Last night I saw Nixon Frost, the play about the famous interviews, starring Frank Langella as the Trickster (updating his performance as Dracula?). Most enjoyable; Nixon is the gift that just keeps giving, and I feel sorry for those too young to have experienced him. The current parallels are of course unavoidable, e.g., the scandals and the view of Presidential power, but one can't stop thinking about how vile, stupid, uncomplicated, uninteresting, and unworthy current pretenders to the Nixon throne are compared to the man himself. Nixon had a lot in him, and some of it (like some of his presidency) was actually quite good. The rest may have been bad but was fascinating. None of this is true today, when we have venomous little scorpions instead of Macbeth.
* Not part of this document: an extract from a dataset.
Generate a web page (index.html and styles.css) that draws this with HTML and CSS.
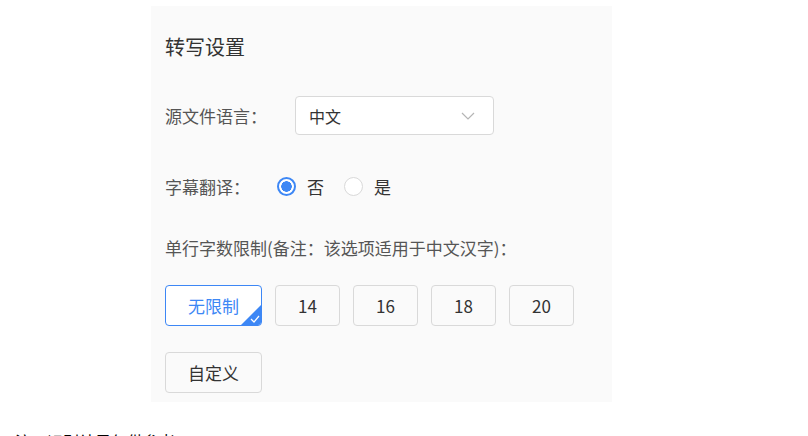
FILE: index.html
```html
<!DOCTYPE html>
<html lang="zh-CN">
<head>
  <meta charset="UTF-8" />
  <title>转写设置</title>
  <link rel="stylesheet" href="styles.css">
</head>
<body>
  <div class="panel">
    <div class="panel-title">转写设置</div>

    <div class="row row-lang">
      <span class="label label-lang">源文件语言：</span>
      <div class="select">
        <span class="select-value">中文</span>
        <svg class="select-arrow" width="14" height="8" viewBox="0 0 14 8">
          <path d="M1 1 L7 7 L13 1" fill="none" stroke="#b5b5b5" stroke-width="1.2" />
        </svg>
      </div>
    </div>

    <div class="row row-translate">
      <span class="label label-translate">字幕翻译：</span>
      <label class="radio checked"><span class="radio-dot"></span>否</label>
      <label class="radio"><span class="radio-dot"></span>是</label>
    </div>

    <div class="note">单行字数限制(备注：该选项适用于中文汉字)：</div>

    <div class="options">
      <button class="option active">无限制
        <span class="corner">
          <svg width="10" height="8" viewBox="0 0 10 8">
            <path d="M1 4 L4 7 L9 1" fill="none" stroke="#fff" stroke-width="1.2" />
          </svg>
        </span>
      </button>
      <button class="option small">14</button>
      <button class="option small">16</button>
      <button class="option small">18</button>
      <button class="option small">20</button>
    </div>

    <div class="options">
      <button class="option">自定义</button>
    </div>
  </div>

  <div class="below">注：识别结果仅供参考</div>
</body>
</html>
```

FILE: styles.css
```css
:root {
  --blue: #3d87f5;
  --border: #d9d9d9;
  --label: #555;
}

body {
  margin: 0;
  background: #fff;
  font-family: "Noto Sans CJK SC", "Noto Sans", sans-serif;
  color: #333;
  height: 436px;
  overflow: hidden;
}

.panel {
  width: 461px;
  height: 396px;
  box-sizing: border-box;
  margin: 6px 0 0 151px;
  padding: 29px 14px 0 14px;
  background: #fafafa;
}

.panel-title {
  font-size: 20px;
  line-height: 24px;
  color: #333;
}

.row {
  display: flex;
  align-items: center;
}

.row-lang {
  margin-top: 37px;
}

.label {
  font-size: 17px;
  color: var(--label);
}

.label-lang {
  width: 130px;
}

.label-translate {
  width: 112px;
}

.select {
  width: 199px;
  height: 39px;
  box-sizing: border-box;
  border: 1px solid var(--border);
  border-radius: 4px;
  background: #fff;
  display: flex;
  align-items: center;
  justify-content: space-between;
  padding: 0 18px 0 13px;
}

.select-value {
  font-size: 16px;
  color: #333;
}

.row-translate {
  margin-top: 41px;
  height: 20px;
}

.radio {
  display: flex;
  align-items: center;
  font-size: 17px;
  color: #333;
  margin-right: 20px;
}

.radio-dot {
  width: 19px;
  height: 19px;
  box-sizing: border-box;
  border: 1px solid var(--border);
  border-radius: 50%;
  background: #fff;
  margin-right: 11px;
}

.radio.checked .radio-dot {
  border: 2px solid var(--blue);
  background: radial-gradient(circle, var(--blue) 0 5px, #fff 5.5px);
}

.note {
  margin-top: 42px;
  font-size: 17px;
  line-height: 20px;
  color: var(--label);
}

.options {
  display: flex;
  gap: 13px;
  margin-top: 27px;
}

.options + .options {
  margin-top: 26px;
}

.option {
  position: relative;
  width: 97px;
  height: 41px;
  box-sizing: border-box;
  border: 1px solid var(--border);
  border-radius: 4px;
  background: #fafafa;
  font-family: inherit;
  font-size: 17px;
  color: #333;
  padding: 0;
  overflow: hidden;
}

.option.small {
  width: 65px;
}

.option.active {
  border-color: var(--blue);
  color: var(--blue);
  background: #fff;
}

.corner {
  position: absolute;
  right: 0;
  bottom: 0;
  width: 0;
  height: 0;
  border-style: solid;
  border-width: 0 0 20px 20px;
  border-color: transparent transparent var(--blue) transparent;
}

.corner svg {
  position: absolute;
  right: 1px;
  top: 10px;
}

.below {
  margin: 27px 0 0 15px;
  font-size: 16px;
  color: #000;
}
```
Despite the innate appeal, I thought the playwright's recent movie, The Queen was in some ways more illuminating. Nixon is of course one of the all-time great real world characters, and has been taken in all sorts of directions involving varying degrees of poetic license. Here it was a bit linear, and the payoff was the famous moment in the Frost-Nixon interview on Watergate where he breaks down a bit into an on-camera catharsis, which the play suggests he at least half-wanted to do. This verged on being a bit too much of a typical final-scene chew-the-scenery Big Moment, although Langella did it well and I gather it actually happened. (I saw the interviews back when, but would have to see the big scene again to evaluate whether or not the play over-milked Nixon's emotional level here.)
Not to sound too harsh, though, and highly recommended, at a minimum to all Nixon fans.